A seminal essay from the late William J. Higginson on the 1-liner was published in SimplyHaiku, Fall 2004. He defines four basic types, the latter being more a failure than a class of the genre:
- One-Stroke Haiku. Those that seem to drive the reader instantly from one end to the other, without a pause for reflection or even noticing the grammar involved.
- Classical-Style One-Line Haiku. Those that have a classic haiku rhythm, dividing easily into three phrases, often with the middle one longer, as do traditional Japanese and three-line haiku in other languages, but which may benefit from being read all at once—as the authors apparently intend. I consider these borderline cases between one-stroke haiku and the following group, but notice that the classical style allows for more play with the internal rhythms of a haiku than may usually be found in a three-line poem.

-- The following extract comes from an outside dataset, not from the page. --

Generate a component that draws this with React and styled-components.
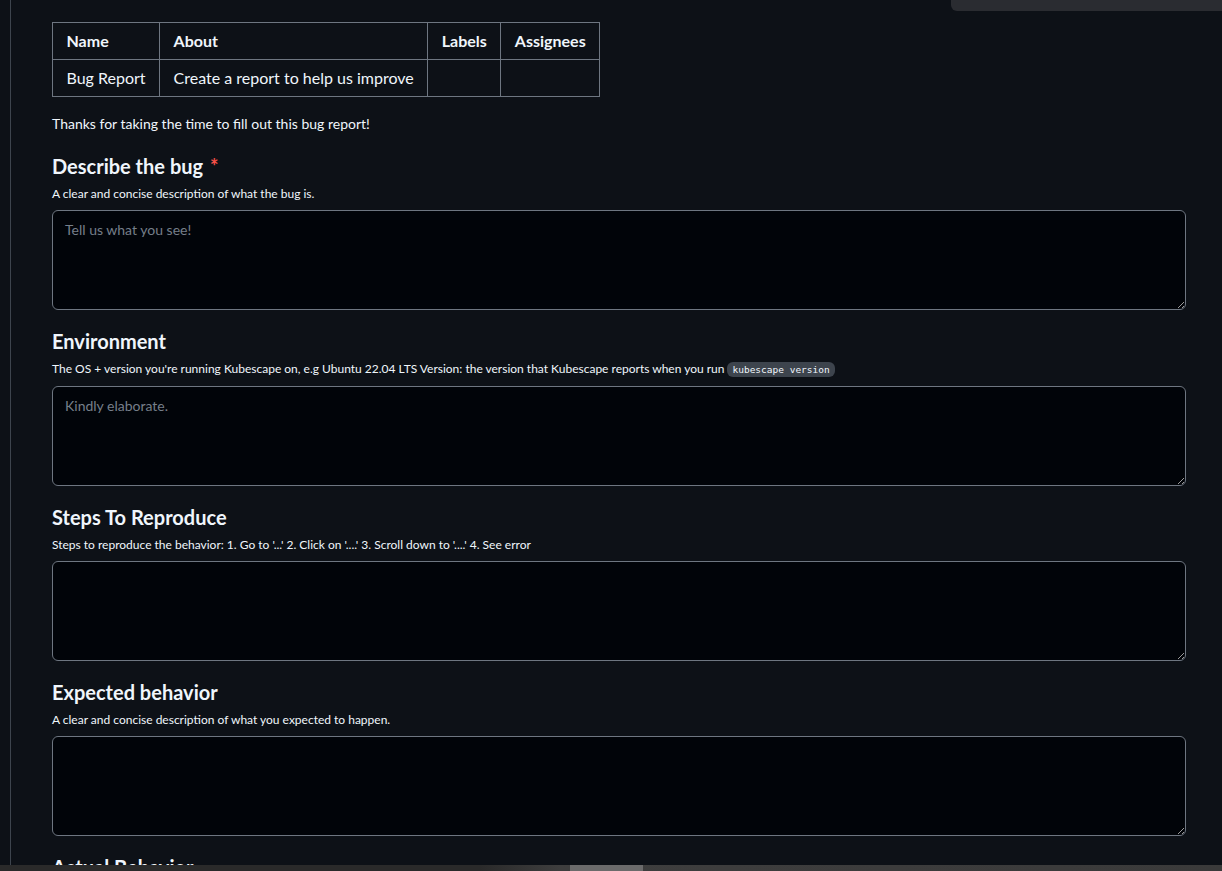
import React from "react";
import styled, { createGlobalStyle } from "styled-components";

const Global = createGlobalStyle`
  html, body { margin: 0; padding: 0; background: #0d1117; }
  body { font-family: Lato, "Open Sans", sans-serif; color: #f0f6fc; color-scheme: dark; overflow: hidden; }
`;

const Screen = styled.div`
  position: relative;
  height: 871px;
  display: flex;
  flex-direction: column;
  background: #0d1117;
`;

const Viewport = styled.div`
  flex: 1;
  overflow: hidden;
  padding-left: 10px;
`;

const Content = styled.div`
  border-left: 1px solid #3d444d;
  padding: 22px 36px 0 41px;
  min-height: 100%;
  box-sizing: border-box;
`;

const TopPanel = styled.div`
  position: absolute;
  top: 0;
  right: 0;
  width: 271px;
  height: 11px;
  background: #2a2c31;
  border-bottom-left-radius: 6px;
`;

const HScroll = styled.div`
  height: 6px;
  background: linear-gradient(90deg, #2a2a2a 0, #2a2a2a 480px, #3e3e3e 560px, #3a3a3a 100%);
  position: relative;
`;

const Thumb = styled.div`
  position: absolute;
  left: 570px;
  width: 73px;
  top: 0;
  bottom: 0;
  background: #6b6b6b;
`;

const Table = styled.table`
  border-collapse: collapse;
  font-size: 16px;
  line-height: 24px;
  margin-bottom: 17px;
`;

const Th = styled.th`
  border: 1px solid #6e7681;
  padding: 6px 13.5px;
  font-weight: 700;
  text-align: left;
  height: 24px;
`;

const Td = styled.td`
  border: 1px solid #6e7681;
  padding: 6px 13.5px;
  height: 24px;
`;

const Intro = styled.p`
  margin: 0 0 17px;
  font-size: 14px;
  line-height: 20px;
`;

const Section = styled.section`
  display: flex;
  flex-direction: column;
  padding-bottom: 16px;
`;

const Heading = styled.h3`
  margin: 0;
  height: 30px;
  font-size: 20px;
  line-height: 30px;
  font-weight: 700;
  display: flex;
  align-items: baseline;
`;

const Required = styled.span`
  color: #f85149;
  margin-left: 7px;
  font-size: 20px;
`;

const Desc = styled.p`
  margin: 4px 0 0;
  font-size: 12px;
  line-height: 18px;
`;

const Code = styled.code`
  font-family: "DejaVu Sans Mono", "Liberation Mono", monospace;
  font-size: 9.5px;
  background: #3d444d;
  border-radius: 6px;
  padding: 2px 5px;
  margin-left: 3px;
`;

const Area = styled.textarea`
  margin-top: 7px;
  height: 100px;
  box-sizing: border-box;
  width: 100%;
  background: #010409;
  border: 1px solid #6e7681;
  border-radius: 6px;
  color: #f0f6fc;
  font-family: Lato, "Open Sans", sans-serif;
  font-size: 14px;
  line-height: 20px;
  padding: 9px 12px;
  resize: vertical;
  outline: none;
  &::placeholder { color: #767f8a; }
`;

const sections = [
  { title: "Describe the bug", required: true, desc: "A clear and concise description of what the bug is.", placeholder: "Tell us what you see!" },
  {
    title: "Environment",
    desc: (
      <>
        The OS + version you're running Kubescape on, e.g Ubuntu 22.04 LTS Version: the version that Kubescape reports when you run
        <Code>kubescape version</Code>
      </>
    ),
    placeholder: "Kindly elaborate.",
  },
  { title: "Steps To Reproduce", desc: "Steps to reproduce the behavior: 1. Go to '...' 2. Click on '....' 3. Scroll down to '....' 4. See error" },
  { title: "Expected behavior", desc: "A clear and concise description of what you expected to happen." },
  { title: "Actual Behavior", desc: "A clear and concise description of what happens instead." },
];

export default function App() {
  return (
    <Screen>
      <Global />
      <Viewport>
        <Content>
          <Table>
            <thead>
              <tr>
                <Th>Name</Th>
                <Th>About</Th>
                <Th>Labels</Th>
                <Th>Assignees</Th>
              </tr>
            </thead>
            <tbody>
              <tr>
                <Td>Bug Report</Td>
                <Td>Create a report to help us improve</Td>
                <Td></Td>
                <Td></Td>
              </tr>
            </tbody>
          </Table>
          <Intro>Thanks for taking the time to fill out this bug report!</Intro>
          {sections.map((s) => (
            <Section key={s.title}>
              <Heading>
                {s.title}
                {s.required && <Required>*</Required>}
              </Heading>
              <Desc>{s.desc}</Desc>
              <Area placeholder={s.placeholder || ""} />
            </Section>
          ))}
        </Content>
      </Viewport>
      <HScroll>
        <Thumb />
      </HScroll>
      <TopPanel />
    </Screen>
  );
}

- Multiple-Meaning One-Line Haiku. Those that may have a classic haiku rhythm, but which also offer the reader a number of syntactic elements, allowing for different interpretations of the poem according to how the reader decides to follow the poem's movement.
- Multi-Line Haiku Written on One Line. Those that include a marked stop or pause, and which therefore are not true one-line haiku in my sense of the term. They usually include extra space between two or more sections, or punctuation marking a grammatical shift, or some other substitute for a line-break.